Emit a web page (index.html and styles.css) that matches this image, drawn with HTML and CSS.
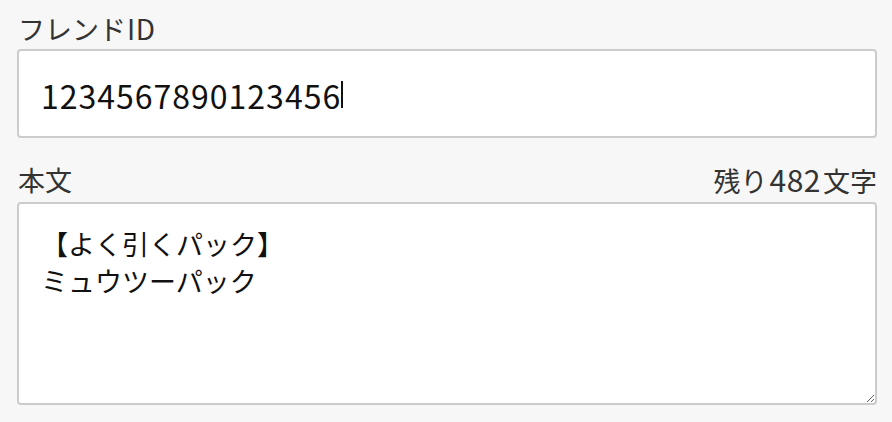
FILE: index.html
```html
<!DOCTYPE html>
<html lang="ja">
<head>
<meta charset="utf-8">
<title>フレンドID</title>
<link rel="stylesheet" href="styles.css">
</head>
<body>
<form class="form">
  <div class="field">
    <div class="label-row"><label class="label" for="fid">フレンド<span class="latin">ID</span></label></div>
    <div class="input" id="fid"><span class="input-text">1234567890123456</span><span class="caret"></span></div>
  </div>
  <div class="field field-body">
    <div class="label-row"><label class="label" for="body">本文</label><span class="counter">残り<span class="num">482</span>文字</span></div>
    <textarea class="textarea" id="body">【よく引くパック】
ミュウツーパック</textarea>
  </div>
</form>
</body>
</html>
```

FILE: styles.css
```css
html, body {
  margin: 0;
  background: #f7f7f7;
}
body {
  font-family: "Noto Sans CJK JP", "Noto Sans", sans-serif;
  color: #333;
}
.form {
  padding: 10px 15px 0 17px;
}
.field {
  display: flex;
  flex-direction: column;
  gap: 3px;
}
.field-body {
  margin-top: 24px;
  gap: 4px;
}
.label-row {
  display: flex;
  justify-content: space-between;
  align-items: center;
  height: 36px;
  font-size: 27px;
  line-height: 36px;
  padding-left: 1px;
}
.label, .counter {
  color: #333;
}
.latin {
  margin-left: 1px;
  font-size: 28px;
  letter-spacing: 0.5px;
}
.num {
  margin: 0 2px 0 2px;
  font-size: 30px;
  letter-spacing: 0.5px;
}
.input {
  box-sizing: border-box;
  height: 89px;
  border: 2px solid #cccccc;
  border-radius: 4px;
  background: #fff;
  display: flex;
  align-items: center;
  padding: 2px 22px 0 22px;
  font-size: 32px;
  color: #111;
}
.input-text {
  letter-spacing: 1px;
}
.caret {
  display: inline-block;
  width: 2px;
  height: 27px;
  background: #111;
}
.textarea {
  display: block;
  box-sizing: border-box;
  width: 100%;
  height: 203px;
  margin: 0;
  border: 2px solid #cccccc;
  border-radius: 4px;
  background: #fff;
  padding: 21px 22px;
  font-family: "Noto Sans CJK JP", sans-serif;
  font-size: 27px;
  line-height: 37px;
  color: #111;
  resize: vertical;
  outline: none;
}
```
━━━━━━━━━━━━━━━━
Brief ▸ Reproduce the listing exactly. Leave its pictures out.

Finished task ▸
Emit a web page (index.html and styles.css) that matches this image, drawn with HTML and CSS.
FILE: index.html
```html
<!DOCTYPE html>
<html lang="ja">
<head>
<meta charset="utf-8">
<title>フレンドID</title>
<link rel="stylesheet" href="styles.css">
</head>
<body>
<form class="form">
  <div class="field">
    <div class="label-row"><label class="label" for="fid">フレンド<span class="latin">ID</span></label></div>
    <div class="input" id="fid"><span class="input-text">1234567890123456</span><span class="caret"></span></div>
  </div>
  <div class="field field-body">
    <div class="label-row"><label class="label" for="body">本文</label><span class="counter">残り<span class="num">482</span>文字</span></div>
    <textarea class="textarea" id="body">【よく引くパック】
ミュウツーパック</textarea>
  </div>
</form>
</body>
</html>
```

FILE: styles.css
```css
html, body {
  margin: 0;
  background: #f7f7f7;
}
body {
  font-family: "Noto Sans CJK JP", "Noto Sans", sans-serif;
  color: #333;
}
.form {
  padding: 10px 15px 0 17px;
}
.field {
  display: flex;
  flex-direction: column;
  gap: 3px;
}
.field-body {
  margin-top: 24px;
  gap: 4px;
}
.label-row {
  display: flex;
  justify-content: space-between;
  align-items: center;
  height: 36px;
  font-size: 27px;
  line-height: 36px;
  padding-left: 1px;
}
.label, .counter {
  color: #333;
}
.latin {
  margin-left: 1px;
  font-size: 28px;
  letter-spacing: 0.5px;
}
.num {
  margin: 0 2px 0 2px;
  font-size: 30px;
  letter-spacing: 0.5px;
}
.input {
  box-sizing: border-box;
  height: 89px;
  border: 2px solid #cccccc;
  border-radius: 4px;
  background: #fff;
  display: flex;
  align-items: center;
  padding: 2px 22px 0 22px;
  font-size: 32px;
  color: #111;
}
.input-text {
  letter-spacing: 1px;
}
.caret {
  display: inline-block;
  width: 2px;
  height: 27px;
  background: #111;
}
.textarea {
  display: block;
  box-sizing: border-box;
  width: 100%;
  height: 203px;
  margin: 0;
  border: 2px solid #cccccc;
  border-radius: 4px;
  background: #fff;
  padding: 21px 22px;
  font-family: "Noto Sans CJK JP", sans-serif;
  font-size: 27px;
  line-height: 37px;
  color: #111;
  resize: vertical;
  outline: none;
}
```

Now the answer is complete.